Alvin Y. H. Cheung came to the University to speak on Hong Kong and its relations with China.

Natasha Nurjadin, Contributing Photographer

Natasha Nurjadin, Contributing Photographer

On Wednesday, Feb. 24, Alvin Y. H. Cheung, a prominent scholar in the field of international law, came to the University to speak on Hong Kong and its relations with China. Organized by Nina Stender ’16, the talk was titled “The End of Hong Kong?” and discussed Hong Kong’s implementation of the “One Country, Two Systems” concept.

Stender, who grew up in Hong Kong, reached out to Cheung last semester in hopes of getting him to speak at a series of events she hosted regarding the Umbrella Movement. Cheung was unavailable at the time, but contacted her about holding an event this semester.

“I was researching expert scholars who taught in the area, and [Cheung] teaches at NYU, and so I reached out to him,” Stender said.

Cheung’s area of expertise is the implementation of the “One Country, Two Systems” in Hong Kong and Macau. The “One Country, Two Systems” principle is the idea that there is one China, but there are other regions like Hong Kong and Macau that retain their capitalist economic and political systems. His expertise is also on China’s approach to international law and on the relationship between trade and intellectual policy.

The talk was organized around the currently tense political climate in Hong Kong.

“I feel like a lot of people are unsure about what the future holds for Hong Kong,” Stender said. “I know people are feeling more and more insecure about Hong Kong’s future, but not very many people have an actual prediction on what’s going to happen, and whether China’s grip is going to continually strengthen when it comes to Hong Kong.”

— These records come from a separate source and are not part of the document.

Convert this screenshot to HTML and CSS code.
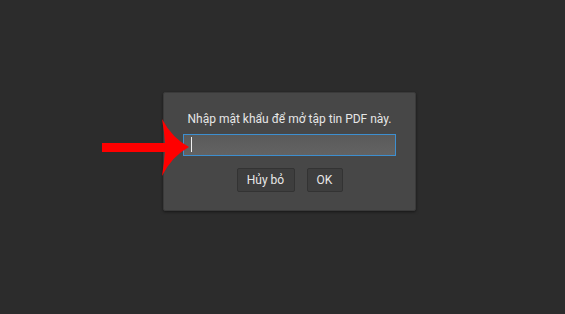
FILE: index.html
```html
<!DOCTYPE html>
<html>
<head>
<title>Mật khẩu PDF</title>
<meta charset="utf-8">
<link rel="stylesheet" href="styles.css">
</head>
<body>

<div class="screen">
    <div class="dialog">
        <p class="prompt">Nhập mật khẩu để mở tập tin PDF này.</p>
        <div class="field"><span class="caret"></span></div>
        <div class="actions">
            <button type="button" class="btn cancel">Hủy bỏ</button>
            <button type="button" class="btn ok">OK</button>
        </div>
    </div>

    <svg class="arrow" width="100" height="70" viewBox="100 112 100 70">
        <path d="M102,143 L165,143 Q164,130 162,119 Q172,138 189,147 Q172,156 162,176 Q164,163 165,152 L102,152 Z" fill="#ff0000"/>
    </svg>
</div>

</body>
</html>
```

FILE: styles.css
```css
html, body { margin: 0; padding: 0; }
body { background-color: #2c2c2c; font-family: Roboto, "Liberation Sans", sans-serif; color: #e6e6e6; }
.screen { position: relative; width: 565px; height: 314px; padding-top: 92px; box-sizing: border-box; padding-left: 163px; }
.dialog { width: 253px; height: 119px; box-sizing: border-box; background-color: #474747; border: 1px solid #3a3a3a; border-radius: 2px; box-shadow: 0 1px 3px rgba(0,0,0,0.5); padding: 18px 19px 0 19px; }
.prompt { margin: 0; font-size: 12px; line-height: 16px; text-align: center; color: #e6e6e6; white-space: nowrap; }
.field { margin-top: 7px; height: 22px; box-sizing: border-box; border: 1px solid #3d8fd0; background: linear-gradient(#5a5a5a, #636363); position: relative; }
.caret { position: absolute; left: 7px; top: 2px; width: 1px; height: 15px; background-color: #f0f0f0; }
.actions { display: flex; justify-content: center; gap: 12px; margin-top: 12px; }
.btn { height: 24px; box-sizing: border-box; border: 1px solid #333333; border-radius: 2px; background-color: #3e3e3e; color: #e8e8e8; font-family: inherit; font-size: 12px; padding: 0; }
.cancel { width: 58px; }
.ok { width: 36px; }
.arrow { position: absolute; left: 100px; top: 112px; }
```
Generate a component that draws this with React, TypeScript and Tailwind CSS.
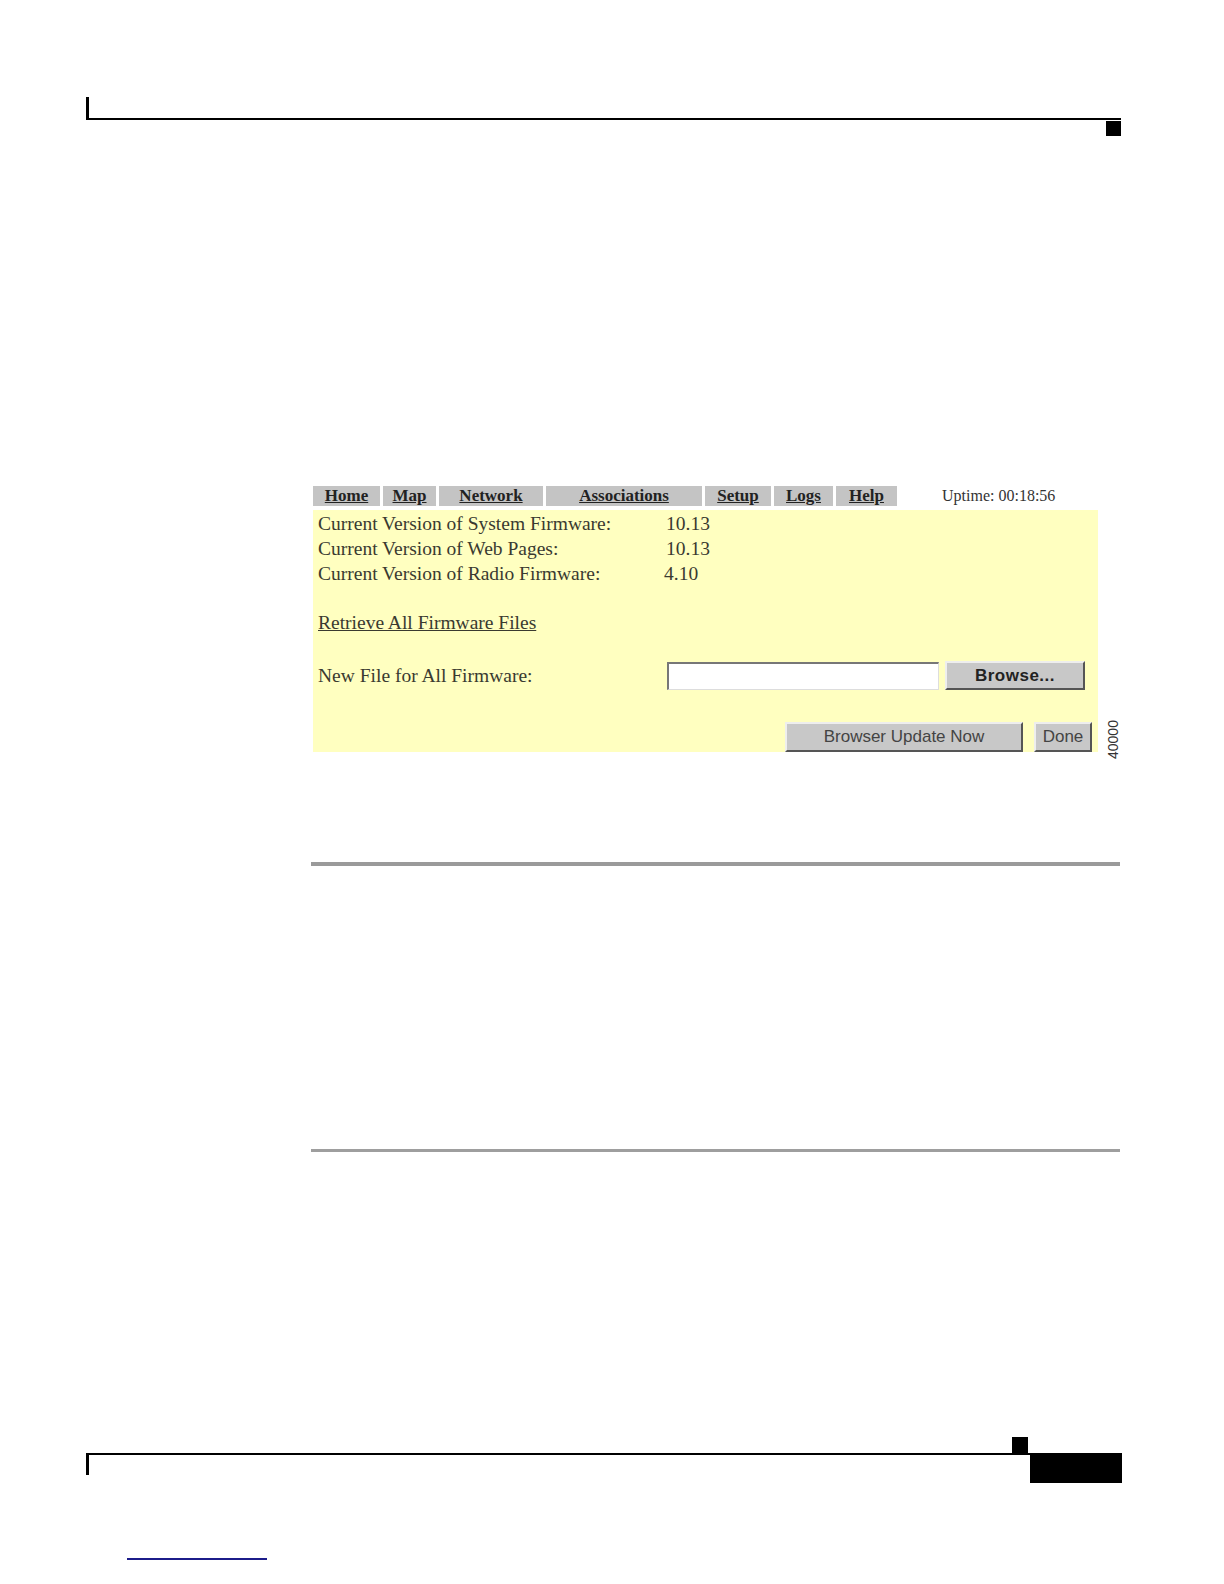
import React from "react";

const serif = { fontFamily: '"Liberation Serif", "Times New Roman", serif' };
const sans = { fontFamily: '"Liberation Sans", Arial, sans-serif' };

const navItems: { label: string; w: string }[] = [
  { label: "Home", w: "w-[67px]" },
  { label: "Map", w: "w-[53px]" },
  { label: "Network", w: "w-[104px]" },
  { label: "Associations", w: "w-[156px]" },
  { label: "Setup", w: "w-[66px]" },
  { label: "Logs", w: "w-[59px]" },
  { label: "Help", w: "w-[61px]" },
];

const rows: [string, string][] = [
  ["Current Version of System Firmware:", "10.13"],
  ["Current Version of Web Pages:", "10.13"],
  ["Current Version of Radio Firmware:", "4.10"],
];

export default function App() {
  return (
    <div className="relative w-[1224px] h-[1584px] bg-white flex flex-col">
      {/* Header */}
      <div className="pt-[97px] pl-[86px] flex flex-col">
        <div className="w-[1035px] h-[23px] border-l-[3px] border-b-[2px] border-black" />
        <div className="w-[1035px] flex justify-end">
          <div className="w-[15px] h-[15px] bg-black mt-[1px]" />
        </div>
      </div>

      {/* Screenshot */}
      <div className="pl-[313px] mt-[350px] flex flex-col" style={serif}>
        <div className="flex items-center h-[20px]">
          <div className="flex gap-[3px] h-[20px]">
            {navItems.map((n) => (
              <div
                key={n.label}
                className={`${n.w} h-[20px] bg-[#c4c4c4] flex items-center justify-center text-[17px] leading-[20px] font-bold underline text-[#222]`}
              >
                {n.label}
              </div>
            ))}
          </div>
          <div className="ml-[45px] text-[16px] text-[#333]">Uptime: 00:18:56</div>
        </div>

        <div className="relative mt-[4px] w-[785px] h-[242px] bg-[#ffffc0] pl-[5px] pt-[1px] flex flex-col text-[19.5px] text-[#3a3a30]">
          {rows.map(([l, v], i) => (
            <div key={l} className="flex h-[25px] leading-[25px]">
              <div className="w-[348px]">{l}</div>
              <div className={i === 2 ? "-ml-[2px]" : ""}>{v}</div>
            </div>
          ))}
          <div className="h-[25px]" />
          <div className="h-[25px] leading-[25px]">
            <span className="underline">Retrieve All Firmware Files</span>
          </div>
          <div className="mt-[26px] flex items-center h-[29px]">
            <div className="w-[349px]">New File for All Firmware:</div>
            <div className="w-[272px] h-[28px] bg-white border-t-[2px] border-l-[2px] border-[#777] border-b-[1px] border-r-[1px] border-b-[#ddd] border-r-[#ddd]" />
            <button
              className="ml-[6px] w-[140px] h-[29px] bg-[#c8c8c8] border-t-[2px] border-l-[2px] border-[#eeeeee] border-b-[2px] border-r-[2px] border-b-[#555] border-r-[#555] text-[17px] font-bold text-[#222] tracking-[0.5px]"
              style={sans}
            >
              Browse...
            </button>
          </div>
          <div className="mt-[32px] flex justify-end pr-[6px] gap-[11px]">
            <button
              className="w-[238px] h-[30px] bg-[#c8c8c8] border-t-[2px] border-l-[2px] border-[#eeeeee] border-b-[2px] border-r-[2px] border-b-[#555] border-r-[#555] text-[17px] text-[#444]"
              style={sans}
            >
              Browser Update Now
            </button>
            <button
              className="w-[58px] h-[30px] bg-[#c8c8c8] border-t-[2px] border-l-[2px] border-[#eeeeee] border-b-[2px] border-r-[2px] border-b-[#555] border-r-[#555] text-[17px] text-[#444]"
              style={sans}
            >
              Done
            </button>
          </div>
          <div
            className="absolute left-[792px] top-[205px] w-[44px] h-[16px] text-[14px] leading-[16px] text-[#333] -rotate-90 origin-top-left translate-y-[44px]"
            style={sans}
          >
            40000
          </div>
        </div>
      </div>

      {/* Rules */}
      <div className="ml-[311px] mt-[110px] w-[809px] h-[4px] bg-[#9a9a9a]" />
      <div className="ml-[311px] mt-[283px] w-[809px] h-[3px] bg-[#9e9e9e]" />

      {/* Footer */}
      <div className="ml-[86px] mt-[285px] w-[1036px] flex flex-col">
        <div className="flex">
          <div className="ml-[926px] w-[16px] h-[16px] bg-black" />
        </div>
        <div className="flex">
          <div className="w-[944px] h-[22px] border-l-[3px] border-t-[2px] border-black" />
          <div className="w-[92px] h-[30px] bg-black" />
        </div>
      </div>

      <div className="ml-[127px] mt-[75px] w-[140px] h-[2px] bg-[#1c1c8a]" />
    </div>
  );
}
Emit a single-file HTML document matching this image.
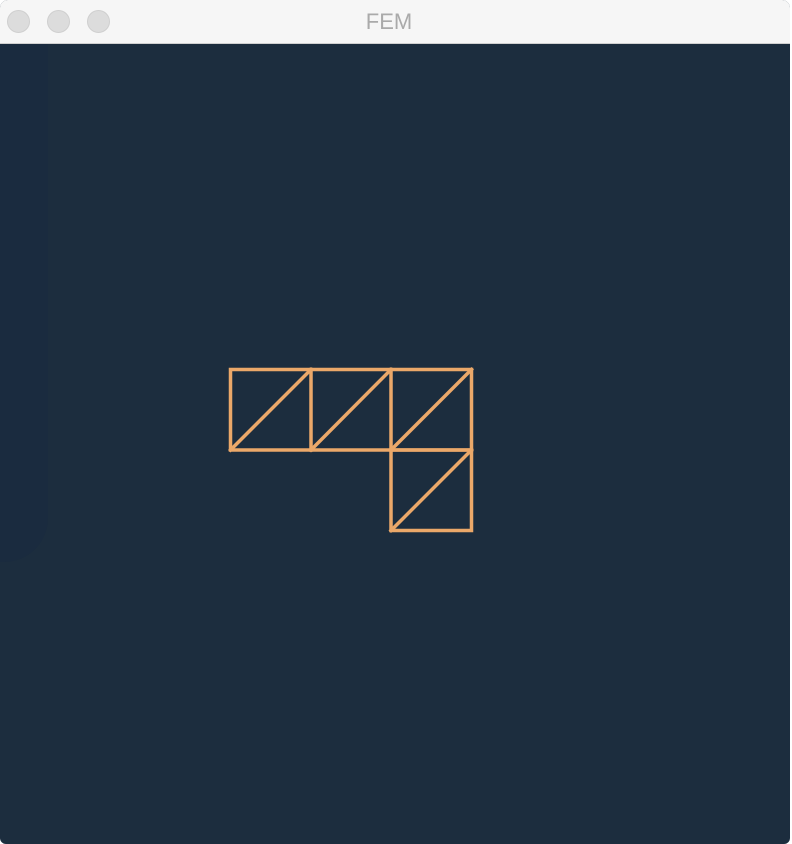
<!DOCTYPE html>
<html><head><meta charset="utf-8"><style>
html,body{margin:0;padding:0;background:#fff;}
body{width:792px;height:844px;position:relative;overflow:hidden;font-family:"Liberation Sans",sans-serif;}
.win{position:absolute;left:0;top:0;width:790px;height:844px;background:#1c2d3e;border-radius:8px 8px 6px 6px;overflow:hidden;}
.bar{position:absolute;left:0;top:0;width:790px;height:43px;background:#f6f6f6;border-bottom:1px solid #d0d0d0;}
.btn{position:absolute;top:10px;width:23px;height:23px;border-radius:50%;background:#dcdcdc;border:1px solid #cfcfcf;box-sizing:border-box;}
.title{position:absolute;left:0;width:778px;top:9px;text-align:center;font-size:22px;color:#aaa;}
.panel{position:absolute;left:-40px;top:44px;width:88px;height:518px;background:#1a2b3f;border-radius:0 0 44px 0;}
</style></head><body>
<div class="win">
<div class="panel"></div>
<div class="bar">
<div class="btn" style="left:7px"></div>
<div class="btn" style="left:47px"></div>
<div class="btn" style="left:87px"></div>
<div class="title">FEM</div>
</div>
<svg width="792" height="844" style="position:absolute;left:0;top:0">
<g stroke="#eba869" stroke-width="3.5" fill="none" stroke-linecap="square">
<rect x="230.5" y="369.5" width="241" height="80.5"/>
<rect x="391" y="450" width="80.5" height="80.5"/>
<line x1="311" y1="369.5" x2="311" y2="450"/>
<line x1="391" y1="369.5" x2="391" y2="450"/>
<line x1="230.5" y1="450" x2="311" y2="369.5"/>
<line x1="311" y1="450" x2="391" y2="369.5"/>
<line x1="391" y1="450" x2="471.5" y2="369.5"/>
<line x1="391" y1="530.5" x2="471.5" y2="450"/>
</g>
</svg>
</div>
</body></html>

Cheung began his talk by speaking to the four systemic threats that the city’s autonomy faces, namely its democracy, rule of law, the role of mainland China, and the protection of fundamental rights.

When speaking about the election of the executive council, Cheung mentioned how the autonomy in electing this council is supposedly not withheld.

“Broadly representative and democratic procedures are interesting terms, and these are terms Beijing has consistently exploited in order to first delay, and then to deny any meaningful democratic reforms,” Cheung said.

He also spoke about how Hong Kong’s rule of law comes from the top in China. The Chinese persistently speak about how there should be love for the country in all governance. He discussed the White Paper, issued by the state council in Beijing in 2014.

“[The White Paper], among other things, declared that judges and judicial personnel are among those who administrate Hong Kong, and are required to love the country as a basic political requirement,” Cheung said. “Now that is a problem, if you believe in things like judicial review, because if judges have a responsibility to love the country, why would we have judicial review at all?”

According to Cheung, in retaliation to the White Paper, about 1,700 lawyers participated in a silent march. Current judges on Hong Kong’s Court of Final Appeal made statements about judicial independence.

Cheung also discussed the Lee Bo incident, in which bookseller Lee Bo disappeared. Lee Bo is one of five booksellers to have vanished since October, and they all specialized in books criticizing the Communist Party. There is speculation in Hong Kong that Lee Bo has been abducted by Chinese security forces.

“In terms of mainland authorities staying within their legal limits in Hong Kong, it’s a pretty dire picture,” Cheung said.

He also spoke about the decreases in press and academic freedom, citing the Hong Kong newspaper South China Morning Post’s recent acquisition by Chinese company Ali Baba.

In the question and answer session, a student asked about what has been done to help Hong Kong internationally, especially with the United Kingdom’s role in the Sino-British Joint Declaration.

“The UK’s foreign and commonwealth office has to date done a terrible job of monitoring implementation of the Joint Declaration,” Cheung said. “If you look at the report issued every six months, the vast majority of them, until recently, essentially said that everything is just fine. Only in the most recent report, after the abduction of Lee Bo, did they even mention that [there] was a serious problem…so a lot more could be done, certainly by the U.K.”

Cheung also fielded questions about the future of the Hong Kong political situation and what can be done about it. One student asked whether or not he thinks it is possible for Chinese and Hong Kong relations to improve.

“The short answer is that in an infinite future, anything is possible,” Cheung said. “The slightly longer answer is that relationships are a two-way street, they always are, and the localism which I addressed before, has an appeal…it could happen, but don’t hold your breath.”

Kush Sharma ’18, an attendee of the event, found the talk interesting and brought a concrete perspective to the situation in Hong Kong.

“I thought the talk was very insightful, but I found it a little depressing [and] frustrating,” Sharma said. “Just because, as someone who’s lived in Hong Kong all his life, seeing stuff that the Chinese government, the Communist Party, has done and is willing to do just to keep pro-democratic people in Hong Kong at bay is kind of scary.”